The worst move is to chase the cheapest quote. That is how businesses lose a year, a chunk of money, and potentially their site's standing with Google — and then have to start over from a worse position than where they began.
Frequently Asked Questions
How much does SEO cost per month in 2026?
Most small-to-midsize businesses pay $1,500–$5,000 a month. Local SEO often starts at $500–$2,000, national campaigns run $3,000–$10,000, and enterprise programmes can exceed $25,000. The average monthly retainer is around $3,200, based on Ahrefs survey data from 439 SEO professionals.
Why is SEO so expensive?
Quality SEO requires multiple disciplines — technical expertise, content creation, link building, and data analysis — plus expensive tools (Ahrefs, SEMrush, Screaming Frog) and consistent ongoing time. A full-time US SEO specialist alone earns $70,000–$95,000 a year, which is why credible agency retainers rarely fall below $1,500 a month and still deliver real value.
Is cheap SEO worth it?
Usually not. Sub-$500 "full-service" SEO typically means automated work, spammy links, or unedited AI content — all of which can get your site penalised after Google's 2026 spam updates and cost significantly more to fix than investing in quality SEO from the start.

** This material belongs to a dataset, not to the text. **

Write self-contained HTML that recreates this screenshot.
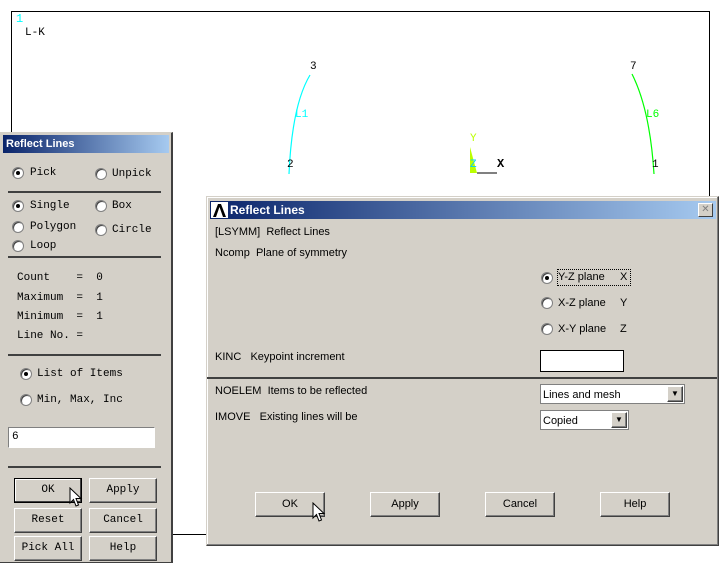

How long until SEO pays off?
Foundational work happens in months 1–3, early ranking movement in months 4–6, and measurable results from month 6 onwards, with full ROI typically in 12–18 months. SEO is a compounding, long-term investment — the longer you sustain it, the better the return per pound or dollar invested.
Should I pay monthly or per project?
A monthly retainer suits ongoing growth, which is what most businesses need. Project pricing is better for one-time jobs like a technical audit, a site migration, or penalty recovery. If you are unsure, start with a one-time audit to understand what your site needs before committing to an ongoing retainer.